Aristides Aquino has been on the fringes of the prospect radar of Reds fans for a few years now. I’ll count myself among the skeptical, largely because of his plate approach, which lead to a lot of strikeouts and not many walks.
This year, however, he’s been absolutely destroying pitchers in Louisville and that left me wondering if he had arrived. So I talked to Aquino and Louisville hitting coach Leon “Bull” Durham.
Before we get to that, a quick note: Yes, offense is up all over Triple-A with the switch the major league ball. However, Aquino is still pulling down a 150 wRC+, meaning he’s 50% better than the average Triple-A hitter.
“I just changed my stance a little bit. It’s made me more consistent,” Aquino says Turner Ward worked with him in spring training and that was the source of the change. Most notably (because, again, the Triple-A ball IS juiced compared to past seasons), his strikeout-rate is down six percent from two seasons ago.
Narciso Crook was there to serve as translator, but Aquino noted they’ve played together a long time, and I asked Crook what he saw. Crook said he can see that Aquino is making adjustments with every pitch now and keeping his overall approach simple.

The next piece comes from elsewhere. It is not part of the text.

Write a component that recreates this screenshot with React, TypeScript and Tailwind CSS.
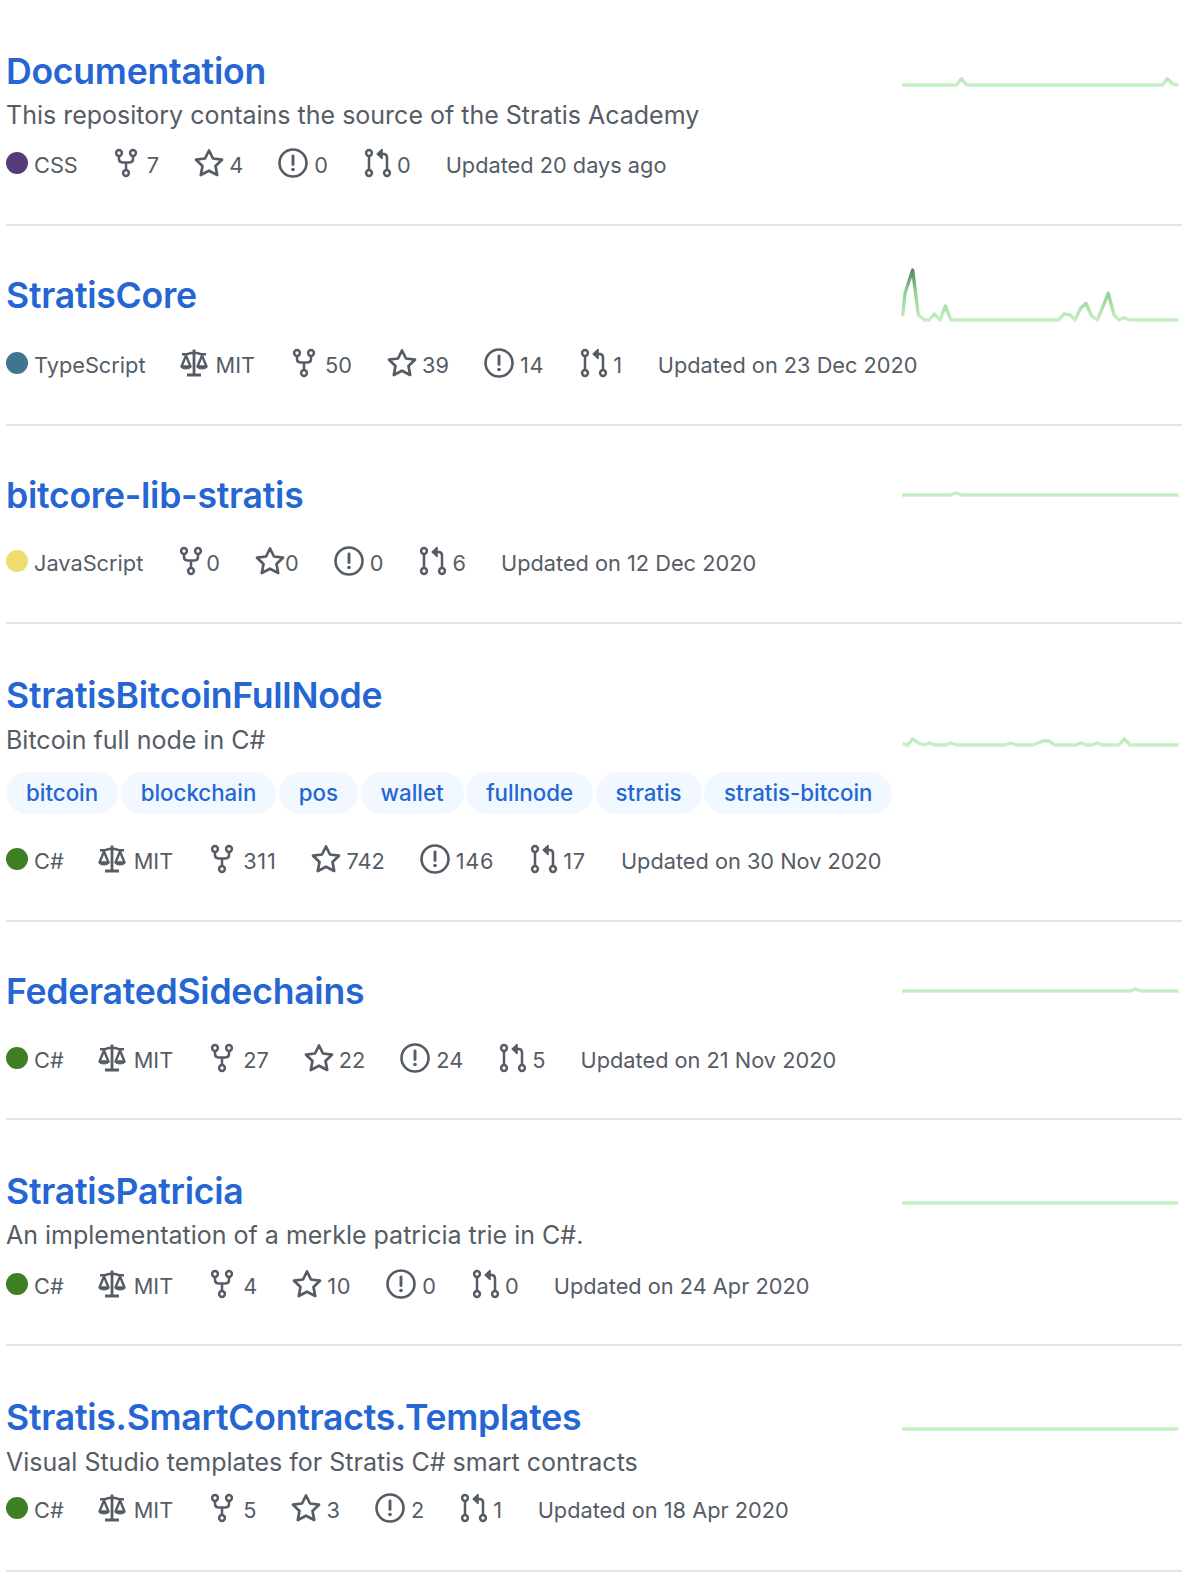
type Repo = {
  name: string;
  desc?: string;
  tags?: string[];
  lang: string;
  dot: string;
  license?: boolean;
  forks: number;
  stars: number;
  issues: number;
  prs: number;
  updated: string;
  tight?: boolean;
  rowClass: string;
  titleTop: string;
  descTop?: string;
  metaTop: string;
  sparkTop: string;
  points: string;
};

const repos: Repo[] = [
  {
    name: 'Documentation',
    desc: 'This repository contains the source of the Stratis Academy',
    lang: 'CSS',
    dot: 'bg-[#553d7c]',
    forks: 7,
    stars: 4,
    issues: 0,
    prs: 0,
    updated: 'Updated 20 days ago',
    rowClass: 'pb-[44px]',
    titleTop: 'pt-[50px]',
    descTop: 'mt-[6px]',
    metaTop: 'mt-[20px]',
    sparkTop: 'mt-[25px]',
    points: '6,180 170,180 184,161 200,180 788,180 802,161 818,177 835,180',
  },
  {
    name: 'StratisCore',
    lang: 'TypeScript',
    dot: 'bg-[#41758f]',
    license: true,
    forks: 50,
    stars: 39,
    issues: 14,
    prs: 1,
    updated: 'Updated on 23 Dec 2020',
    rowClass: 'pb-[44px]',
    titleTop: 'pt-[48px]',
    metaTop: 'mt-[32px]',
    sparkTop: 'mt-[34px]',
    points:
      '8,168 15,100 38,30 55,165 73,180 88,180 103,162 120,180 136,138 153,180 475,180 492,162 510,165 525,180 542,145 558,130 575,168 592,180 625,100 642,165 657,180 673,173 690,180 835,180',
  },
  {
    name: 'bitcore-lib-stratis',
    lang: 'JavaScript',
    dot: 'bg-[#efdc6e]',
    forks: 0,
    stars: 0,
    issues: 0,
    prs: 6,
    updated: 'Updated on 12 Dec 2020',
    tight: true,
    rowClass: 'pb-[44px]',
    titleTop: 'pt-[48px]',
    metaTop: 'mt-[30px]',
    sparkTop: 'mt-[9px]',
    points: '6,180 150,180 168,174 186,180 835,180',
  },
  {
    name: 'StratisBitcoinFullNode',
    desc: 'Bitcoin full node in C#',
    tags: ['bitcoin', 'blockchain', 'pos', 'wallet', 'fullnode', 'stratis', 'stratis-bitcoin'],
    lang: 'C#',
    dot: 'bg-[#3f7f24]',
    license: true,
    forks: 311,
    stars: 742,
    issues: 146,
    prs: 17,
    updated: 'Updated on 30 Nov 2020',
    rowClass: 'pb-[44px]',
    titleTop: 'pt-[50px]',
    descTop: 'mt-[7px]',
    metaTop: 'mt-[32px]',
    sparkTop: 'mt-[61px]',
    points:
      '8,176 22,181 38,162 55,174 72,180 88,174 105,180 136,180 152,174 170,180 315,180 332,174 348,180 398,180 430,168 447,168 463,180 528,180 542,174 560,180 576,180 592,174 608,180 657,180 673,162 690,180 835,180',
  },
  {
    name: 'FederatedSidechains',
    lang: 'C#',
    dot: 'bg-[#3f7f24]',
    license: true,
    forks: 27,
    stars: 22,
    issues: 24,
    prs: 5,
    updated: 'Updated on 21 Nov 2020',
    rowClass: 'pb-[43px]',
    titleTop: 'pt-[48px]',
    metaTop: 'mt-[31px]',
    sparkTop: 'mt-[9px]',
    points: '6,180 690,180 706,174 722,180 835,180',
  },
  {
    name: 'StratisPatricia',
    desc: 'An implementation of a merkle patricia trie in C#.',
    lang: 'C#',
    dot: 'bg-[#3f7f24]',
    license: true,
    forks: 4,
    stars: 10,
    issues: 0,
    prs: 0,
    updated: 'Updated on 24 Apr 2020',
    rowClass: 'pb-[43px]',
    titleTop: 'pt-[50px]',
    descTop: 'mt-[6px]',
    metaTop: 'mt-[21px]',
    sparkTop: 'mt-[23px]',
    points: '6,180 835,180',
  },
  {
    name: 'Stratis.SmartContracts.Templates',
    desc: 'Visual Studio templates for Stratis C# smart contracts',
    lang: 'C#',
    dot: 'bg-[#3f7f24]',
    license: true,
    forks: 5,
    stars: 3,
    issues: 2,
    prs: 1,
    updated: 'Updated on 18 Apr 2020',
    rowClass: 'pb-[45px]',
    titleTop: 'pt-[50px]',
    descTop: 'mt-[7px]',
    metaTop: 'mt-[18px]',
    sparkTop: 'mt-[23px]',
    points: '6,180 835,180',
  },
];

const iconClass = 'h-[30px] w-[30px] -mt-[5px] shrink-0';

const ForkIcon = () => (
  <svg viewBox="0 0 30 30" className={iconClass} fill="none" stroke="currentColor" strokeWidth="2.5">
    <circle cx="8" cy="5" r="2.9" />
    <circle cx="22" cy="5" r="2.9" />
    <circle cx="15" cy="25" r="2.9" />
    <path d="M8 8v3c0 2.2 1.2 3.4 3.4 3.4h7.2c2.2 0 3.4-1.2 3.4-3.4V8M15 14.5V22" />
  </svg>
);

const StarIcon = () => (
  <svg viewBox="0 0 30 30" className={iconClass} fill="none" stroke="currentColor" strokeWidth="2.7" strokeLinejoin="round">
    <polygon points="15,2.5 19,10.5 28,11.7 21.5,18 23.2,27 15,22.7 6.8,27 8.5,18 2,11.7 11,10.5" />
  </svg>
);

const IssueIcon = () => (
  <svg viewBox="0 0 30 30" className={iconClass} fill="none" stroke="currentColor" strokeWidth="2.6">
    <circle cx="15" cy="15" r="13.5" />
    <path d="M15 8v8.5" strokeWidth="2.9" strokeLinecap="round" />
    <circle cx="15" cy="21.5" r="1.8" fill="currentColor" stroke="none" />
  </svg>
);

const PullIcon = () => (
  <svg viewBox="0 0 30 30" className={iconClass} fill="none" stroke="currentColor" strokeWidth="2.5">
    <circle cx="6" cy="5" r="2.9" />
    <circle cx="6" cy="25" r="2.9" />
    <circle cx="24" cy="25" r="2.9" />
    <path d="M6 8v14M24 22V9.5c0-2.3-1.2-3.5-3.5-3.5H16" />
    <path d="M19 1.5 14.2 6l4.8 4.5Z" fill="currentColor" strokeWidth="1.6" strokeLinejoin="round" />
  </svg>
);

const LawIcon = () => (
  <svg viewBox="0 0 30 30" className={iconClass} fill="none" stroke="currentColor" strokeWidth="2.4" strokeLinejoin="round">
    <path d="M15 1.5V26M8 27h14" strokeWidth="2.8" />
    <path d="M3 6.2h5l4-1.2h6l4 1.2h5" />
    <path d="M7 7.5 2.5 18.5h9Z" />
    <path d="M23 7.5 18.5 18.5h9Z" />
    <path d="M2 19c1.2 2.6 8.8 2.6 10 0ZM18 19c1.2 2.6 8.8 2.6 10 0Z" fill="currentColor" strokeWidth="1" />
  </svg>
);

function Stat({ icon, value, gap }: { icon: React.ReactNode; value: number; gap: string }) {
  // the reference's 1 is wider than Inter's here
  const spacing = String(value).includes('1') ? 'tracking-[0.7px]' : '';
  return (
    <span className="mr-[35px] flex items-center">
      {icon}
      <span className={`${gap} ${spacing}`}>{value}</span>
    </span>
  );
}

function Spark({ points, id, className }: { points: string; id: string; className: string }) {
  return (
    <svg viewBox="0 0 840 210" className={`h-[70px] w-[280px] shrink-0 ${className}`} fill="none">
      <defs>
        <linearGradient id={id} gradientUnits="userSpaceOnUse" x1="0" y1="180" x2="0" y2="30">
          <stop offset="0" stopColor="#c6efc4" />
          <stop offset="0.6" stopColor="#86cf8c" />
          <stop offset="1" stopColor="#54865f" />
        </linearGradient>
      </defs>
      <polyline points={points} stroke={`url(#${id})`} strokeWidth="10" strokeLinejoin="round" />
    </svg>
  );
}

function RepoRow({ repo, index }: { repo: Repo; index: number }) {
  return (
    <li className={`flex border-b-2 border-[#e1e4e8] ${repo.rowClass}`}>
      <div className={`w-[894px] shrink-0 whitespace-nowrap ${repo.titleTop}`}>
        <h3 className="h-[44px] text-[35.6px] leading-[44px] font-semibold tracking-[-0.25px] text-[#2566d3]">{repo.name}</h3>
        {repo.desc && <p className={`h-[30px] text-[25px] leading-[30px] text-[#555c66] ${repo.descTop}`}>{repo.desc}</p>}
        {repo.tags && (
          <div className="mt-[17px] flex gap-[2.5px]">
            {repo.tags.map((tag) => (
              <span key={tag} className="h-[42px] rounded-full bg-[#f1f8ff] px-[20px] text-[22.3px] leading-[42px] font-medium text-[#2467d3]">
                {tag}
              </span>
            ))}
          </div>
        )}
        <div className={`flex h-[30px] items-center text-[21.75px] text-[#555c66] ${repo.metaTop}`}>
          <span className="mr-[33px] flex items-center">
            <span className={`mr-[6px] -mt-[5px] h-[22px] w-[22px] rounded-full ${repo.dot}`} />
            {repo.lang}
          </span>
          {repo.license && (
            <span className="mr-[34px] flex items-center">
              <LawIcon />
              <span className="ml-[7px]">MIT</span>
            </span>
          )}
          <Stat icon={<ForkIcon />} value={repo.forks} gap={repo.tight ? 'ml-0' : 'ml-[6px]'} />
          <Stat icon={<StarIcon />} value={repo.stars} gap={repo.tight ? 'ml-0' : 'ml-[5px]'} />
          <Stat icon={<IssueIcon />} value={repo.issues} gap="ml-[6px]" />
          <Stat icon={<PullIcon />} value={repo.prs} gap="ml-[4px]" />
          <span>{repo.updated}</span>
        </div>
      </div>
      <Spark points={repo.points} id={`spark-${index}`} className={repo.sparkTop} />
    </li>
  );
}

export default function App() {
  return (
    <div className="h-[1582px] overflow-hidden bg-white pr-[14px] pl-[6px] font-['Inter',sans-serif]">
      <ul>
        {repos.map((repo, index) => (
          <RepoRow key={repo.name} repo={repo} index={index} />
        ))}
      </ul>
    </div>
  );
}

Bull Durham is working with him for the first time, but noted what I’ve heard elsewhere, which is that his reputation was that he had trouble with breaking balls. “The young man has made some adjustments,” he said. “He’ll fall back to chasing balls in the dirt every now and again, but nobody’s perfect.”
“There’s still some little things he needs to learn in order to compete at the next level. He’s gonna get there. The young man has a future.” When I asked specifically about his potential, Durham said, “He’s gonna be an everyday guy. I have a good feel for talent. I can recognize it.” It was a strong statement of support, but what does it mean for the Reds.
Well, first, Aquino’s numbers really are meaningfully different. Especially the strikeouts. At 25, he’s not outside the prospect window in terms of age and he had massive power. The transition to the big leagues is always the hardest, but between the shifting numbers, his changed approach, and the observations of those who work with him, it seems he certainly should be on the radar. His ascent gives the Reds a potential starting outfielder which they may very well need come 2020.